The $30 million Non-Stop Productions and Art Pictures Studio production is based on an original script by Ilya Tilkin and has no novelistic source. Tilkin studied museum archives and diaries of the Stalingrad Battle participants to write the script. The story involves the Germans trying to take a residential building in Stalingrad (now modern-day Volgograd) that has been stubbornly holding out with a remaining young female resident and several Russian soldiers.

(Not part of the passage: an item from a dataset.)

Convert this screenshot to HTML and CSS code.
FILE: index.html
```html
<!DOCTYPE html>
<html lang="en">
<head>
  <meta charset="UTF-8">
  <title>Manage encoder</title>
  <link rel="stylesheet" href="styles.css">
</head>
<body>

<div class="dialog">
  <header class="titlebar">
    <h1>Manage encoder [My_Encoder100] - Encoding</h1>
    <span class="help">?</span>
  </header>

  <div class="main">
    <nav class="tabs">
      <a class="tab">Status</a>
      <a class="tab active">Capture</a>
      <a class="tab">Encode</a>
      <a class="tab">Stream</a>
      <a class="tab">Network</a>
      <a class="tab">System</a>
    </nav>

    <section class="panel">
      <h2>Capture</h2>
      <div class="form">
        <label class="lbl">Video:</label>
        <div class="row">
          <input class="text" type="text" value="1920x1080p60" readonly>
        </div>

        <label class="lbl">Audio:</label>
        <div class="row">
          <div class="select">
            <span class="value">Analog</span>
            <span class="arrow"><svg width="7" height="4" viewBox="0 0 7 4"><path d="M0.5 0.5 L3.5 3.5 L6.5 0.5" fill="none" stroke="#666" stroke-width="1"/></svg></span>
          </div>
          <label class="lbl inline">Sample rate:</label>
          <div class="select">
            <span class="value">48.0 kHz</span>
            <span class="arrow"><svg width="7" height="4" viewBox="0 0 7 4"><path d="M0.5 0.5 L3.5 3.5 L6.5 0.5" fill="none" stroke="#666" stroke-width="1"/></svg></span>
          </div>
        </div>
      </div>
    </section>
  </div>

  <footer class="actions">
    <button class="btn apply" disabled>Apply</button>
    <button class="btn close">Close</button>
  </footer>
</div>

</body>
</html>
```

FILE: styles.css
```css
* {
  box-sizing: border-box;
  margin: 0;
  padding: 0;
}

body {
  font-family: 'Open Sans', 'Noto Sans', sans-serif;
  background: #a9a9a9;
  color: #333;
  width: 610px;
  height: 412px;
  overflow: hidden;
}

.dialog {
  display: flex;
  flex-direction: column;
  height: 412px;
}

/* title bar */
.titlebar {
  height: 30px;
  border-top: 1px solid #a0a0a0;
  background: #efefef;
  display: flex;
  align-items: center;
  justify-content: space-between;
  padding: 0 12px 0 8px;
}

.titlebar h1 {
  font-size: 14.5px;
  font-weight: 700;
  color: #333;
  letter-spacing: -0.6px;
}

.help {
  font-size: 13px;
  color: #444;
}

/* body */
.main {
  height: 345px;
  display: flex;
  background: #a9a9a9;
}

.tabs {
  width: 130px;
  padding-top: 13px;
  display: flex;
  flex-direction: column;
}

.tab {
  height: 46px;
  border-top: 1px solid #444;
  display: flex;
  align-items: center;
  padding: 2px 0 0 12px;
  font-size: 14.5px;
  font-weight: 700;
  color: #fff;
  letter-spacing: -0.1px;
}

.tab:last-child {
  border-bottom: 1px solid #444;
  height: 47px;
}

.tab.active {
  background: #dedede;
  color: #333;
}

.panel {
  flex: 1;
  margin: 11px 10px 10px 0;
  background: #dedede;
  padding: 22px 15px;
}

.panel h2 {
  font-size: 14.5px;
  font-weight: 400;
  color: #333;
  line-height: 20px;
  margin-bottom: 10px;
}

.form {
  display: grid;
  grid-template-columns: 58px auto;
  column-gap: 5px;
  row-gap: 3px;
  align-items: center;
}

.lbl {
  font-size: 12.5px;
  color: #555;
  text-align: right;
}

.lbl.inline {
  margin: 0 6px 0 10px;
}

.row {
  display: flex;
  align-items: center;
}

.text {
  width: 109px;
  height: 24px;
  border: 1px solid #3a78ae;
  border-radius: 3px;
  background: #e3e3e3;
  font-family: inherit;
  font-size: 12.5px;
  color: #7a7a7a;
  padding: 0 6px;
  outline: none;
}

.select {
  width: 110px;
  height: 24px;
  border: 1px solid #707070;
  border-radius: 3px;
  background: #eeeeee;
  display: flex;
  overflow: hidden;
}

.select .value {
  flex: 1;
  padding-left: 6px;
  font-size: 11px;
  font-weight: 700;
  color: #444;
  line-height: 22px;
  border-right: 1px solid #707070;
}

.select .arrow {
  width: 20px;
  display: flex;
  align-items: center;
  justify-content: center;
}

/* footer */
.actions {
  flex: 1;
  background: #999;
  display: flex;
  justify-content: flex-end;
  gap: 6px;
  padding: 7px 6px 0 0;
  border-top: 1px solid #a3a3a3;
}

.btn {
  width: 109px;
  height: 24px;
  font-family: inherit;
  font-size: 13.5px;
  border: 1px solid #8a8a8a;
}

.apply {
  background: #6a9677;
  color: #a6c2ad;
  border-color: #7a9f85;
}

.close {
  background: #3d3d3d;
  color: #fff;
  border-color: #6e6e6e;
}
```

STORY: Hot ‘Stalingrad’ Director Signs With Resolution, Magnolia
The house is based on the legendary Pavlov’s House, which was a fortified apartment building during the Battle of Stalingrad. It gained its name from Sergeant Yakov Pavlov, who commanded the platoon that occupied the building and defended it during the battle.
The film features a fresh-faced young cast of relative unknowns in the Russian roles and veteran actors Heiner Lauterbach (Das Experiment) and Thomas Kretschmann (The Pianist) as the two main German officers in the story. Ironically enough, Kretschmann, who has been typecast in Nazi roles, had already starred in a 1993 film called Stalingrad directed by Joseph Vilsmaier, in which Kretschmann played a lower-ranking soldier. Moreover, director Bondarchuk, also an actor, portrayed an Ivan in a little-seen 1989 Soviet Production also called simply Stalingrad.
Slated to be released wide in Russia – a minimum of 1,500 screens – on Thursday, October 10, the film will be initially given a limited release in Volgograd as of Saturday, Sept. 28 and Moscow as of Wednesday, October 2 in order to meet Oscar release deadlines. The Chinese release of the film is planned at 3,200 screens – an unprecedented number for a Russian film.
The film was first screened in nearly-finished form (some end credit visuals were missing) on Thursday, Sept. 19 at St. Petersburg’s newly built Velikan Cinema for exhibitors and other industry figures as part of the KinoExpo film-industry trade show.
Walt Disney Studios Sony Pictures Releasing (WDSSPR) representatives dutifully kept known journalists, recognized on sight, out of the screening. Producer Alexander Rodnyansky and director Bondarchuk were in attendance. In their remarks before the screening, both thanked the industry audience for their “trust” and emphasized that the screening was being held to foster good word of mouth among the industry.
A host of high-brow Russian filmmakers – from Alexander Sokurov (Faust) to Alexei Uchitel (The Edge) to Sergei Bodrov (Mongol) were in the audience and congratulated Bondarchuk after the screening.
Russia’s Oscar contender short list included Nikolai Lebedev’s hockey biopic Legend No. 17, Yuri Bykov’s Major, Boris Khlebnikov’s A Long and Happy Life and Renata Litvinova’s Rita’s Last Fairy Tale.